Cinema Godard is a place where creative visions and unexpected perspectives of the cinematic landscape, both past and present, are explored intertwining visual arts and music. The activities of Cinema Godard will grow through 2024 and the programming, curated by Paolo Moretti, will further expand its reach among different genres and realms, through a rich calendar of screenings in addition to talks open to the public with Italian and international directors, actors, and critics.

As part of the education program, Accademia dei bambini will resume its free activities for children with thematic workshops during the weekends. Running from 3 February to 7 April, the new workshop series “Sogni” (“Dreams”) is conceived by artist and photographer Ilaria Turba. Until June 2024, Accademia extends the reach of its activities also to elementary and preschools. Every Wednesday, school classes from Milan can participate free of charge in workshops conceived each time by different “masters”: architects, pedagogues, artists, scientists, filmmakers, and musicians.
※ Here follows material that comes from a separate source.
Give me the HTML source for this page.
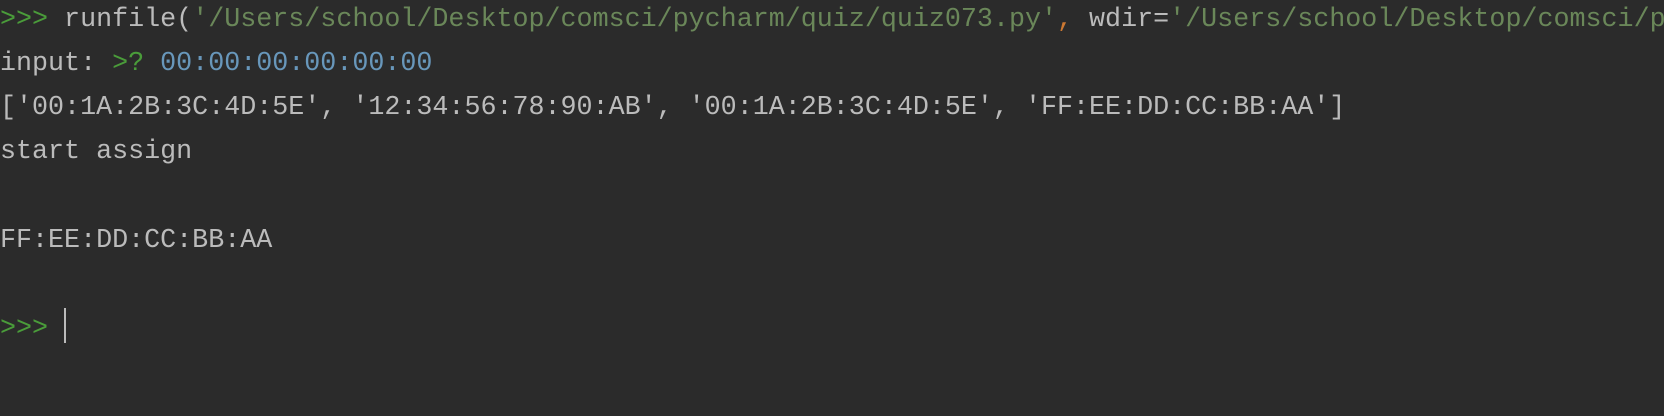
<!DOCTYPE html>
<html><head><meta charset="utf-8"><style>
html,body{margin:0;padding:0;background:#2b2b2b;width:1664px;height:416px;overflow:hidden}
.wrap{position:absolute;left:0;top:0;width:1664px;height:416px;overflow:hidden}
pre{margin:0;position:absolute;top:-2.5px;left:0;font-family:"Liberation Mono","DejaVu Sans Mono",monospace;font-size:26.7px;line-height:44.2px;color:#bbbbbb;white-space:pre}
.g{color:#4a9c3a}.s{color:#6a8759}.b{color:#6897bb}.o{color:#cc7832}
.cur{display:inline-block;width:2px;height:35px;background:#bbbbbb;vertical-align:-8px}
</style></head><body><div class="wrap">
<pre><span class="g">&gt;&gt;&gt;</span> runfile(<span class="s">'/Users/school/Desktop/comsci/pycharm/quiz/quiz073.py'</span><span class="o">,</span> wdir=<span class="s">'/Users/school/Desktop/comsci/pycharm/quiz'</span>)
input: <span class="g">&gt;?</span> <span class="b">00:00:00:00:00:00</span>
['00:1A:2B:3C:4D:5E', '12:34:56:78:90:AB', '00:1A:2B:3C:4D:5E', 'FF:EE:DD:CC:BB:AA']
start assign

FF:EE:DD:CC:BB:AA

<span class="g">&gt;&gt;&gt;</span> <span class="cur"></span></pre>
</div></body></html>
In June, the winner of the seventh edition of the Premio di Laurea (Degree Award) will be announced. Established by Fondazione Prada in 2018, this annual initiative rewards the passion and commitment of students who have presented a graduation thesis about cultural themes within Milan-based universities Università degli Studi di Milano, Politecnico di Milano, Università Cattolica del Sacro Cuore, Università Bocconi, Libera Università di Lingue e Comunicazione IULM and Università Vita-Salute San Raffaele.